- [Given information]
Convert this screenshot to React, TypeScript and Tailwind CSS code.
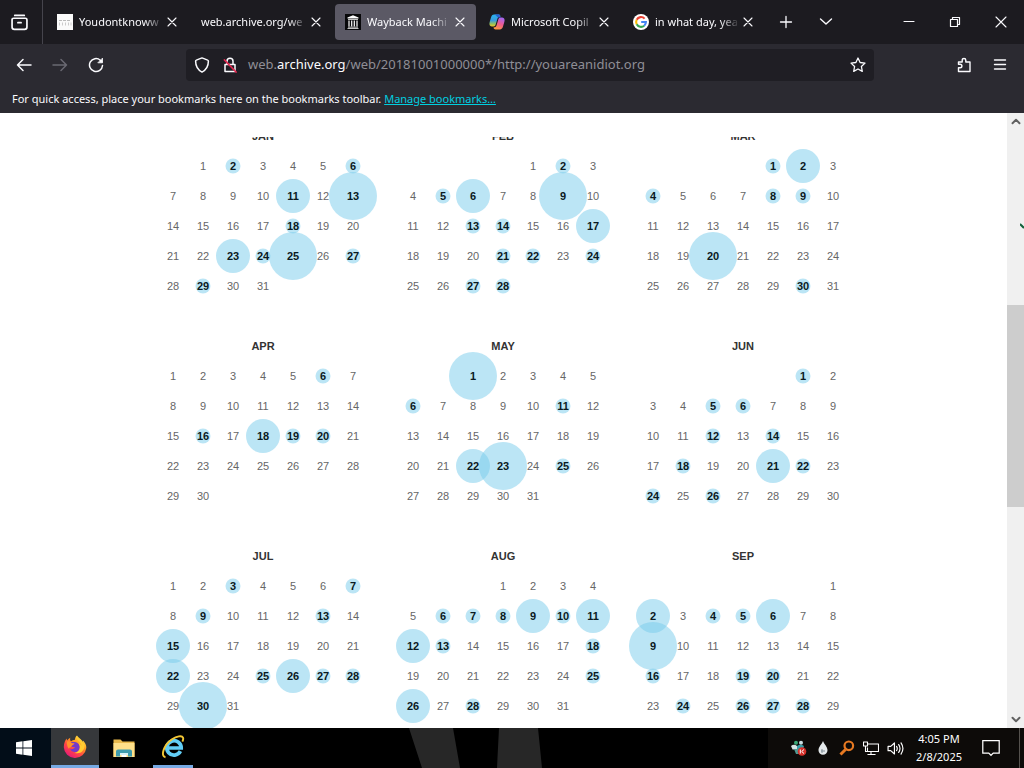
import React from "react";
import type { ReactNode } from "react";

type Size = "s" | "m" | "l";

interface Month {
  name: string;
  start: number;
  days: number;
  s: number[];
  m: number[];
  l: number[];
}

const months: Month[] = [
  { name: "JAN", start: 1, days: 31, s: [2, 6, 18, 24, 27, 29], m: [11, 23], l: [13, 25] },
  { name: "FEB", start: 4, days: 28, s: [2, 5, 13, 14, 21, 22, 24, 27, 28], m: [6, 17], l: [9] },
  { name: "MAR", start: 4, days: 31, s: [1, 4, 8, 9, 30], m: [2], l: [20] },
  { name: "APR", start: 0, days: 30, s: [6, 16, 19, 20], m: [18], l: [] },
  { name: "MAY", start: 2, days: 31, s: [6, 11, 25], m: [22], l: [1, 23] },
  { name: "JUN", start: 5, days: 30, s: [1, 5, 6, 12, 14, 18, 22, 24, 26], m: [21], l: [] },
  { name: "JUL", start: 0, days: 31, s: [3, 7, 9, 13, 25, 27, 28], m: [15, 22, 26], l: [30] },
  { name: "AUG", start: 3, days: 31, s: [6, 7, 8, 10, 13, 18, 25, 28], m: [9, 11, 12, 26], l: [] },
  { name: "SEP", start: 6, days: 30, s: [4, 5, 16, 19, 20, 24, 26, 27, 28], m: [2, 6], l: [9] },
];

const circle: Record<Size, string> = {
  s: "size-[15px]",
  m: "size-[34px]",
  l: "size-12",
};

function Day({ day, size }: { day: number; size?: Size }) {
  if (!size) return <span className="relative z-0">{day}</span>;
  return (
    <a href={"#" + day} className="flex h-[30px] items-center justify-center font-bold text-[#0a1a22]">
      <span
        className={
          "pointer-events-none absolute top-1/2 left-1/2 -translate-x-1/2 -translate-y-1/2 rounded-full bg-[#77ccec]/50 " +
          circle[size]
        }
      />
      <span className="relative z-10">{day}</span>
    </a>
  );
}

function MonthTable({ month }: { month: Month }) {
  const weeks = Math.ceil((month.start + month.days) / 7);
  const sizeOf = (d: number): Size | undefined =>
    month.l.includes(d) ? "l" : month.m.includes(d) ? "m" : month.s.includes(d) ? "s" : undefined;
  return (
    <table className="w-[210px] table-fixed border-collapse self-start text-center text-[11px] text-[#666]">
      <caption className="h-[30px] text-[11px] leading-[30px] font-bold text-[#333]">{month.name}</caption>
      <tbody>
        {Array.from({ length: weeks }, (_, w) => (
          <tr key={w}>
            {Array.from({ length: 7 }, (_, c) => {
              const d = w * 7 + c - month.start + 1;
              return (
                <td key={c} className="relative h-[30px] p-0 align-middle leading-4">
                  {d > 0 && d <= month.days && <Day day={d} size={sizeOf(d)} />}
                </td>
              );
            })}
          </tr>
        ))}
      </tbody>
    </table>
  );
}

function Line({ children, className = "size-4", width = 1.3 }: { children: ReactNode; className?: string; width?: number }) {
  return (
    <svg viewBox="0 0 16 16" className={className} fill="none" stroke="currentColor" strokeWidth={width} strokeLinecap="round" strokeLinejoin="round" aria-hidden="true">
      {children}
    </svg>
  );
}

const PageIcon = () => (
  <svg viewBox="0 0 16 16" className="size-4 shrink-0" aria-hidden="true">
    <rect width="16" height="16" fill="#fbfbfb" />
    <path d="M2 6.500h12" stroke="#bbb" strokeDasharray="3 1" />
    <path d="M2.500 8.500v3M5.500 8.500v3M8.500 8.500v3M11.500 8.500v3M14 8.500v3" stroke="#ccc" />
  </svg>
);

const ArchiveIcon = () => (
  <svg viewBox="0 0 16 16" className="size-4 shrink-0" aria-hidden="true">
    <rect width="16" height="16" fill="#08080a" />
    <path d="M8 1.200 13.500 3.600v1h-11v-1zM3 5.200h10v.8H3zM3 12.800h10v.8H3zM2.500 14.200h11v.8h-11z" fill="#fff" />
    <path d="M4 6.500v6M6.700 6.500v6M9.300 6.500v6M12 6.500v6" stroke="#fff" strokeWidth="1.200" />
  </svg>
);

const CopilotIcon = () => (
  <svg viewBox="0 0 16 16" className="size-4 shrink-0" aria-hidden="true">
    <defs>
      <linearGradient id="cpl" x1="0" y1="0" x2="0" y2="1">
        <stop offset="0" stopColor="#28b3ee" />
        <stop offset=".5" stopColor="#3b9bdc" />
        <stop offset=".8" stopColor="#9ac455" />
        <stop offset="1" stopColor="#f5c32c" />
      </linearGradient>
      <linearGradient id="cpr" x1=".7" y1="0" x2=".3" y2="1">
        <stop offset="0" stopColor="#a267f2" />
        <stop offset=".5" stopColor="#ee5a91" />
        <stop offset="1" stopColor="#ff9a3d" />
      </linearGradient>
    </defs>
    <path d="M11.500 2.500C11.200 1 10.400.6 9.500.6H5.200C3.400.6 2.500 1.700 2 3.500L.7 8c-.8 2.900.2 4.500 2.300 4.500h1.500c1.200 0 1.900-.8 2.200-2L8.500 4.500c.4-1.300 1.300-2 3-2z" fill="url(#cpl)" />
    <path d="M4.500 13.500c.3 1.500 1.100 1.900 2 1.900h4.300c1.800 0 2.700-1.100 3.200-2.900L15.300 8c.8-2.900-.2-4.500-2.300-4.500h-1.500c-1.200 0-1.900.8-2.200 2l-1.800 6c-.4 1.300-1.300 2-3 2z" fill="url(#cpr)" />
    <path d="M5.500.6h4c.9 0 1.700.4 2 2.900H9.600C8 3.500 7.400 1.500 5.500.6z" fill="#2a5fd0" />
  </svg>
);

const GoogleIcon = () => (
  <svg viewBox="0 0 16 16" className="size-4 shrink-0" aria-hidden="true">
    <circle cx="8" cy="8" r="8" fill="#fff" />
    <g fill="none" strokeWidth="2.100">
      <path d="M11.600 4.600A4.900 4.900 0 0 0 3.700 5.700" stroke="#ea4335" />
      <path d="M3.700 5.700a4.900 4.900 0 0 0 0 4.600" stroke="#fbbc05" />
      <path d="M3.700 10.300a4.900 4.900 0 0 0 7.500 1.400" stroke="#34a853" />
      <path d="M11.200 11.700A4.900 4.900 0 0 0 12.900 8H8.200" stroke="#4285f4" />
    </g>
  </svg>
);

const tabs: { title: string; icon?: ReactNode; active?: boolean }[] = [
  { title: "Youdontknoww", icon: <PageIcon /> },
  { title: "web.archive.org/we" },
  { title: "Wayback Machi", icon: <ArchiveIcon />, active: true },
  { title: "Microsoft Copil", icon: <CopilotIcon /> },
  { title: "in what day, yea", icon: <GoogleIcon /> },
];

function TabBar() {
  return (
    <header className="flex h-11 shrink-0 items-center bg-[#1c1b20] text-[#fbfbfe]">
      <button aria-label="Firefox View" className="flex h-full w-[43px] shrink-0 items-center justify-center border-r border-[#45444c] pr-1">
        <Line className="size-[17px]" width={1.600}>
          <path d="M3.500 1.300h9M2.500 4h11a1.500 1.500 0 0 1 1.500 1.500v6.800a2.200 2.200 0 0 1-2.200 2.200H3.200A2.200 2.200 0 0 1 1 12.300V5.500A1.500 1.500 0 0 1 2.500 4zM6.500 8.200h3" />
        </Line>
      </button>
      <div role="tablist" className="flex gap-[3px] pl-1">
        {tabs.map((t) => (
          <div
            key={t.title}
            className={"flex h-9 w-[141px] items-center rounded-sm pr-2 pl-2.5 " + (t.active ? "bg-[#5b5965]" : "")}
          >
            <button role="tab" aria-selected={!!t.active} className="flex min-w-0 flex-1 items-center gap-1.5 text-[11px]">
              {t.icon}
              <span className="min-w-0 flex-1 text-left whitespace-nowrap [mask-image:linear-gradient(to_left,transparent,black_20px)]">
                {t.title}
              </span>
            </button>
            <button aria-label={"Close " + t.title} className="shrink-0">
              <Line width={1.100}>
                <path d="m4 4 8 8M12 4l-8 8" />
              </Line>
            </button>
          </div>
        ))}
      </div>
      <button aria-label="New tab" className="ml-1 flex h-9 w-9 shrink-0 items-center justify-center">
        <Line width={1.300}>
          <path d="M8 2.500v11M2.500 8h11" />
        </Line>
      </button>
      <button aria-label="List all tabs" className="ml-1 flex h-9 w-9 shrink-0 items-center justify-center">
        <Line width={1.400}>
          <path d="m2.500 5 5.500 5 5.500-5" />
        </Line>
      </button>
      <div className="ml-auto flex h-full">
        <button aria-label="Minimize" className="flex w-[46px] items-center justify-center">
          <Line width={1.100}>
            <path d="M3 7.500h10" />
          </Line>
        </button>
        <button aria-label="Restore" className="flex w-[46px] items-center justify-center">
          <Line width={1.200}>
            <path d="M3.500 5.500h7v7h-7zM5.500 5.500v-2h7v7h-2" />
          </Line>
        </button>
        <button aria-label="Close window" className="flex w-[46px] items-center justify-center">
          <Line width={1.100}>
            <path d="m3 3 10 10M13 3 3 13" />
          </Line>
        </button>
      </div>
    </header>
  );
}

function NavBar() {
  return (
    <nav className="flex h-[41px] shrink-0 items-center bg-[#2b2a31] px-2 text-[#fbfbfe]">
      <button aria-label="Back" className="flex size-8 items-center justify-center">
        <Line width={1.500}>
          <path d="M15 8H1.500M7 2.500 1.500 8 7 13.500" />
        </Line>
      </button>
      <button aria-label="Forward" disabled className="ml-1 flex size-8 items-center justify-center text-[#6a6972]">
        <Line width={1.500}>
          <path d="M1 8h13.500M9 2.500 14.500 8 9 13.500" />
        </Line>
      </button>
      <button aria-label="Reload" className="ml-1 flex size-8 items-center justify-center">
        <Line width={1.500}>
          <path d="M14.500 8.500A6.500 6.500 0 1 1 12.300 3.200l1.500 1.500" />
          <path d="M14.500 1.500v4.300h-4.300z" fill="currentColor" strokeWidth=".8" />
        </Line>
      </button>
      <div className="mr-[78px] ml-[74px] flex h-8 flex-1 items-center rounded-sm bg-[#1f1e24] px-2">
        <button aria-label="Tracking protection">
          <Line width={1.500}>
            <path d="M8 .9 2.300 3.100a1 1 0 0 0-.7 1c0 5.200 2 8.800 6.400 11 4.400-2.200 6.400-5.800 6.400-11a1 1 0 0 0-.7-1z" />
          </Line>
        </button>
        <button aria-label="Connection not secure" className="ml-3">
          <Line width={1.500}>
            <path d="M3 7.500h10v7H3zM5 7.500V4.300a3 3 0 0 1 6 0v3.200" />
            <path d="m2.500 3 11.500 12" stroke="#e22850" strokeWidth="1.800" />
          </Line>
        </button>
        <div className="ml-2.5 flex-1 text-[13px] whitespace-nowrap text-[#8f8e96]">
          web.<span className="text-[#fbfbfe]">archive.org</span>/web/20181001000000*/http://youareanidiot.org
        </div>
        <button aria-label="Bookmark this page">
          <Line width={1.300}>
            <path d="m8 1 2.100 4.500 4.900.6-3.600 3.400.9 4.900L8 12l-4.300 2.400.9-4.900L1 6.100l4.900-.6z" />
          </Line>
        </button>
      </div>
      <button aria-label="Extensions" className="flex w-6 items-center justify-center">
        <Line width={1.400}>
          <path d="M2.500 5h3.700V3.300a1.800 1.800 0 0 1 3.600 0V5h4.200v9.500H2.500v-3.700h1.600a1.800 1.800 0 0 0 0-3.600H2.500z" />
        </Line>
      </button>
      <button aria-label="Menu" className="ml-2 flex size-8 items-center justify-center">
        <Line width={1.400}>
          <path d="M2.500 3h11M2.500 7.500h11M2.500 12h11" />
        </Line>
      </button>
    </nav>
  );
}

function ScrollBar() {
  return (
    <div className="relative flex w-[17px] shrink-0 flex-col bg-[#f0f0f0] text-[#606060]" aria-hidden="true">
      <Line className="mx-auto h-[17px] w-3.5" width={2.200}>
        <path d="m4 10 4-4 4 4" />
      </Line>
      <div className="grow-[175] basis-0" />
      <div className="grow-[202] basis-0 bg-[#cdcdcd]" />
      <div className="grow-[204] basis-0" />
      <Line className="mx-auto h-[17px] w-3.5" width={2.200}>
        <path d="m4 6 4 4 4-4" />
      </Line>
      <svg viewBox="0 0 4 6" className="absolute top-[110px] right-0 h-1.5 w-1">
        <path d="m0 1 4 4" stroke="#12603a" strokeWidth="2" />
      </svg>
    </div>
  );
}

const FirefoxIcon = () => (
  <svg viewBox="0 0 24 24" className="size-6" aria-hidden="true">
    <defs>
      <linearGradient id="ff" x1=".85" y1=".05" x2=".2" y2=".95">
        <stop offset="0" stopColor="#fff44f" />
        <stop offset=".35" stopColor="#ff9a1f" />
        <stop offset=".65" stopColor="#ff4545" />
        <stop offset="1" stopColor="#e6187a" />
      </linearGradient>
    </defs>
    <path d="M22.500 9c-.6-1.500-1.800-3-2.800-3.500.4 1 .5 1.800.5 2.300C18.800 4 15.500 3 14 .5c-1.700 1.300-2 3-2 4.200-1.600.1-3 .7-4 1.600C6.800 5.300 7 3.400 7.300 2.700 5.500 3.500 4.700 4.800 4.100 5.500c-.3-.4-.4-1.300-.3-2C2.400 4.900.8 8 .8 12.200A11.300 11.300 0 0 0 23.300 13c.1-1.400-.2-2.800-.8-4z" fill="url(#ff)" />
    <path d="M7.500 7.500c2-.6 5.500-.8 7.600 1 2.600 2.300 2.200 6.400-.5 8-2.700 1.500-6.700.3-7.400-2.700 2.200 1 3.800-.4 4.900-1.200-.8-.7-3.200-.2-4.900-1.300-.8-.7-.7-2.700.3-3.800z" fill="#7339c9" />
    <path d="M4 6.500c1.800-.6 3.700.2 4.300 1.200.8.5 2 .5 3.200.6-.3 1.500-2.600 1.700-2.900 3-.4 1.700-2.200.7-2.900 2.500C4 11.500 3.600 8.500 4 6.500z" fill="#ff922a" />
    <path d="M14 1c-1.500 3.500 3.900 5 4.500 10-.7-1.700-2-2.500-3-3 3 4.500.5 9.500-4 9.800 5.500 2 10.500-2 10-8C20 5.500 16 4.500 14 1z" fill="#ffcb32" />
  </svg>
);

const FolderIcon = () => (
  <svg viewBox="0 0 24 24" className="size-6" aria-hidden="true">
    <path d="M1.500 3.500h7l2 2h12V21h-21z" fill="#e9b94c" />
    <path d="M1.500 7h21v14h-21z" fill="#ffe08a" />
    <path d="M4 20.500v-5a2 2 0 0 1 2-2h12a2 2 0 0 1 2 2v5h-4V17H8v3.500z" fill="#3f9cae" />
    <path d="M8 17h8v2H8z" fill="#d5f0f6" />
    <path d="M9.500 19h5v2h-5z" fill="#fff" />
  </svg>
);

const ExplorerIcon = () => (
  <svg viewBox="0 0 24 24" className="size-6" aria-hidden="true">
    <path d="M19.400 16.200A7.200 7.200 0 1 1 20.200 13H7" fill="none" stroke="#62cdf5" strokeWidth="3.700" />
    <path d="M4.500 22.300C-.8 21.500 2.500 10 11 4.300c4.700-3.200 10-4.200 11-1.700.5 1.200.1 2.600-.6 4" fill="none" stroke="#f3c735" strokeWidth="1.900" />
  </svg>
);

function TaskBar() {
  return (
    <footer className="relative flex h-10 shrink-0 items-stretch overflow-hidden bg-black text-white">
      <svg viewBox="0 0 150 40" className="absolute top-0 left-[404px] h-10 w-[150px]" aria-hidden="true">
        <path d="M5 0h44l7 40H18zM95 0h39l4 40H93z" fill="#272727" />
      </svg>
      <button aria-label="Start" className="flex w-[51px] items-center justify-center bg-[#020d18] pr-1">
        <svg viewBox="0 0 16 16" className="size-4" fill="#fff" aria-hidden="true">
          <path d="M0 2.200 6.500 1.300v6.300H0zM7.300 1.200 16 0v7.600H7.300zM0 8.400h6.500v6.300L0 13.800zM7.300 8.400H16V16l-8.700-1.200z" />
        </svg>
      </button>
      <button aria-label="Firefox" className="flex w-12 items-center justify-center border-b-[3px] border-[#76a9e3] bg-[#36383b]">
        <FirefoxIcon />
      </button>
      <button aria-label="File Explorer" className="flex w-[50px] items-center justify-center">
        <FolderIcon />
      </button>
      <button aria-label="Internet Explorer" className="ml-1 flex w-10 items-center justify-center border-b-[3px] border-[#76a9e3]">
        <ExplorerIcon />
      </button>
      <div className="ml-auto flex items-center bg-[#0d0b09] pl-[23px]">
        <div className="flex items-center gap-2">
          <svg viewBox="0 0 16 16" className="size-4" aria-hidden="true">
            <circle cx="5" cy="2.800" r="2" fill="#3aa877" />
            <circle cx="10" cy="2.800" r="2" fill="#c9dfe3" />
            <path d="M0 6q3-2.500 6 0v3.500H1.500z" fill="#d7e5e4" />
            <path d="M6 6q3.500-2.500 7 0l-1 3.500H6z" fill="#379ea7" />
            <path d="M3 9h5v5H5z" fill="#4e9a94" />
            <circle cx="11" cy="11.500" r="4.300" fill="#d5302a" />
            <path d="M9.300 9.500v4M13 9.500l-2.300 2 2.300 2" stroke="#fff" fill="none" />
          </svg>
          <svg viewBox="0 0 16 16" className="size-4" aria-hidden="true">
            <path d="M8 1c1.300 3.500 4.500 5.700 4.500 9.200a4.500 4.500 0 0 1-9 0C3.500 6.700 6.700 4.500 8 1z" fill="#e4e9eb" />
            <path d="M6 11h4M7 9v4" stroke="#829098" />
          </svg>
          <svg viewBox="0 0 16 16" className="size-4" fill="none" stroke="#e87a22" aria-hidden="true">
            <circle cx="9.800" cy="5.800" r="4.300" strokeWidth="2.200" />
            <path d="M6.500 9.500 1.500 14.500" strokeWidth="3" />
          </svg>
          <Line width={1.100}>
            <path d="M5.500 4h10v7.500h-11V8M8 11.500v3M5 14.500h7M.5 2h4v4h-4zM2.500 6v5.500h2" strokeLinecap="square" />
          </Line>
          <Line className="size-[17px]" width={1.100}>
            <path d="M1 6h2.500L7 2.800v10.400L3.500 10H1zM9 6q1.300 2 0 4M11 4.300q2.500 3.700 0 7.400M13.200 2.700q3.600 5.300 0 10.600" />
          </Line>
        </div>
        <div className="ml-2 flex w-[54px] flex-col items-center text-[11px] leading-[18px] whitespace-nowrap">
          <time>4:05 PM</time>
          <time>2/8/2025</time>
        </div>
        <button aria-label="Notifications" className="ml-3 flex h-full items-center px-1">
          <Line className="size-[18px]" width={1.100}>
            <path d="M.7 1.500h14.600v11H10l-2 2-2-2H.7z" strokeLinejoin="miter" />
          </Line>
        </button>
        <div className="ml-[15px] h-full w-[5px] border-l border-[#55524e]" />
      </div>
    </footer>
  );
}

export default function App() {
  return (
    <div className="flex h-screen flex-col overflow-hidden bg-white font-['Noto_Sans','Open_Sans',sans-serif]">
      <TabBar />
      <NavBar />
      <div className="h-7 shrink-0 bg-[#2b2a31] px-3 text-[11px] leading-7 text-[#fbfbfe]">
        For quick access, place your bookmarks here on the bookmarks toolbar.{" "}
        <a href="#bookmarks" className="text-[#00cfe0] underline">
          Manage bookmarks…
        </a>
      </div>
      <div className="flex min-h-0 flex-1">
        <main className="flex min-w-0 flex-1 flex-col bg-white pt-6 pr-px font-['Liberation_Sans',Arial,sans-serif]">
          <div className="min-h-0 flex-1 overflow-hidden">
            <div className="-mt-4 grid grid-cols-[repeat(3,210px)] justify-center gap-[30px]">
              {months.map((m) => (
                <MonthTable key={m.name} month={m} />
              ))}
            </div>
          </div>
        </main>
        <ScrollBar />
      </div>
      <TaskBar />
    </div>
  );
}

- [Exercise directions] Collect, from the material above, every line containing the word "this".

- [Written answer]
Convert this screenshot to React, TypeScript and Tailwind CSS code.
        <button aria-label="Bookmark this page">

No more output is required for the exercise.